Now I'm sure that a lot of other Girl Guides wanted that trip around the world and many of them had a plan. But only Markita diligently changed into her uniform each day after school and was determined to ask people - and to keep asking them - to invest in her dream. "Hi, my name is Markita and I have a dream", she'd say. "I'm earning a trip around the world for my mom and me by selling Girl Guide cookies. Will you invest in my dream by taking a dozen or two boxes of these delicious cookies?".

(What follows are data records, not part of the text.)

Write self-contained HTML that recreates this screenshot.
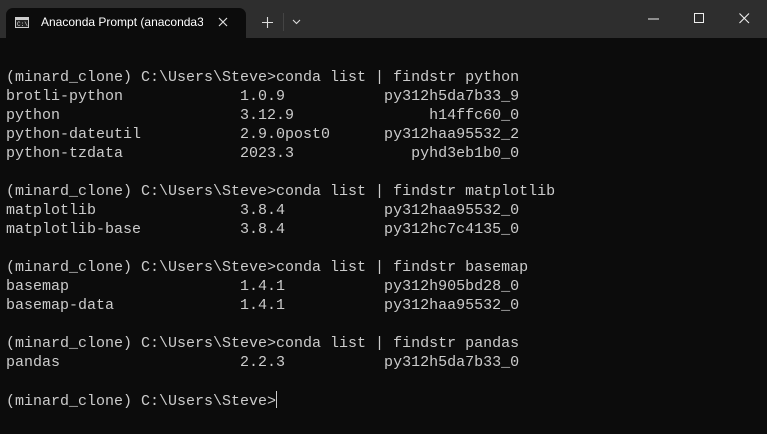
<!DOCTYPE html>
<html><head><meta charset="utf-8"><style>
html,body{margin:0;padding:0;width:767px;height:434px;overflow:hidden;background:#0c0c0c;}
.bar{position:absolute;left:0;top:0;width:767px;height:38px;background:#2e2e2e;}
.tab{position:absolute;left:6px;top:8px;width:240px;height:30px;background:#0c0c0c;border-radius:7px 7px 0 0;}
.tt{position:absolute;left:41px;top:15px;width:162px;overflow:hidden;font:12px "Liberation Sans",sans-serif;color:#fff;white-space:nowrap;}
pre{position:absolute;left:6px;top:68px;margin:0;font:15px/19px "Liberation Mono",monospace;color:#cccccc;}
.cur{display:inline-block;width:1px;height:17px;background:#ccc;vertical-align:-3px;}
</style></head><body>
<div class="bar"></div>
<div class="tab"></div>
<svg style="position:absolute;left:15px;top:17px" width="14" height="11"><rect x="0.5" y="0.5" width="13" height="10" fill="#222" stroke="#ccc"/><rect x="1" y="1" width="12" height="2" fill="#ccc"/><text x="2" y="9" font-size="6" fill="#ddd" font-family="Liberation Mono">C:\</text></svg>
<div class="tt">Anaconda Prompt (anaconda3</div>
<svg style="position:absolute;left:218px;top:17px" width="10" height="10"><path d="M1 1L9 9M9 1L1 9" stroke="#ddd" stroke-width="1.2"/></svg>
<svg style="position:absolute;left:262px;top:17px" width="11" height="11"><path d="M5.5 0V11M0 5.5H11" stroke="#ddd" stroke-width="1.1"/></svg>
<div style="position:absolute;left:283px;top:13px;width:1px;height:18px;background:#444"></div>
<svg style="position:absolute;left:292px;top:19px" width="9" height="6"><path d="M1 1L4.5 4.5L8 1" stroke="#ddd" fill="none" stroke-width="1.1"/></svg>
<svg style="position:absolute;left:648px;top:18px" width="11" height="2"><path d="M0 1H11" stroke="#eee" stroke-width="1"/></svg>
<svg style="position:absolute;left:694px;top:13px" width="11" height="11"><rect x="0.5" y="0.5" width="9" height="9" fill="none" stroke="#eee"/></svg>
<svg style="position:absolute;left:739px;top:13px" width="11" height="11"><path d="M0.5 0.5L10 10M10 0.5L0.5 10" stroke="#eee" stroke-width="1.1"/></svg>
<pre>(minard_clone) C:\Users\Steve>conda list | findstr python
brotli-python             1.0.9           py312h5da7b33_9
python                    3.12.9               h14ffc60_0
python-dateutil           2.9.0post0      py312haa95532_2
python-tzdata             2023.3             pyhd3eb1b0_0

(minard_clone) C:\Users\Steve>conda list | findstr matplotlib
matplotlib                3.8.4           py312haa95532_0
matplotlib-base           3.8.4           py312hc7c4135_0

(minard_clone) C:\Users\Steve>conda list | findstr basemap
basemap                   1.4.1           py312h905bd28_0
basemap-data              1.4.1           py312haa95532_0

(minard_clone) C:\Users\Steve>conda list | findstr pandas
pandas                    2.2.3           py312h5da7b33_0

(minard_clone) C:\Users\Steve><span class="cur"></span></pre>
</body></html>
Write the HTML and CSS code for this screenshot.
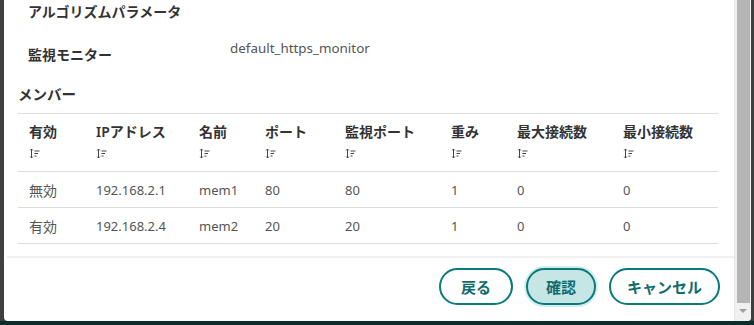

And she'd wait for an answer, ask again if necessary, and again; then she would negotiate the details. Well Markita sold more than 3,500 boxes of Girl Guide cookies that first year and won the trip around the world. Since, she's sold more than 42,000 boxes of cookies, has spoken at sales conventions across the USA, starred in a Disney movie about her adventures and co-authored a best seller: How to Sell More Cookies, Condos, Cadillacs, Computers ... And Everything Else.

Markita knows the secret of power selling: Look nice, be pleasant and ask, ask and ask again! And give anyone who might want to refuse the satisfaction of saying no. So many people fail before they start because they won't ask for what they want.The fear of being rejected leads them to abandon their dreams before anyone else even has a chance to stop them.  They self-sabotage so others can't hurt them first.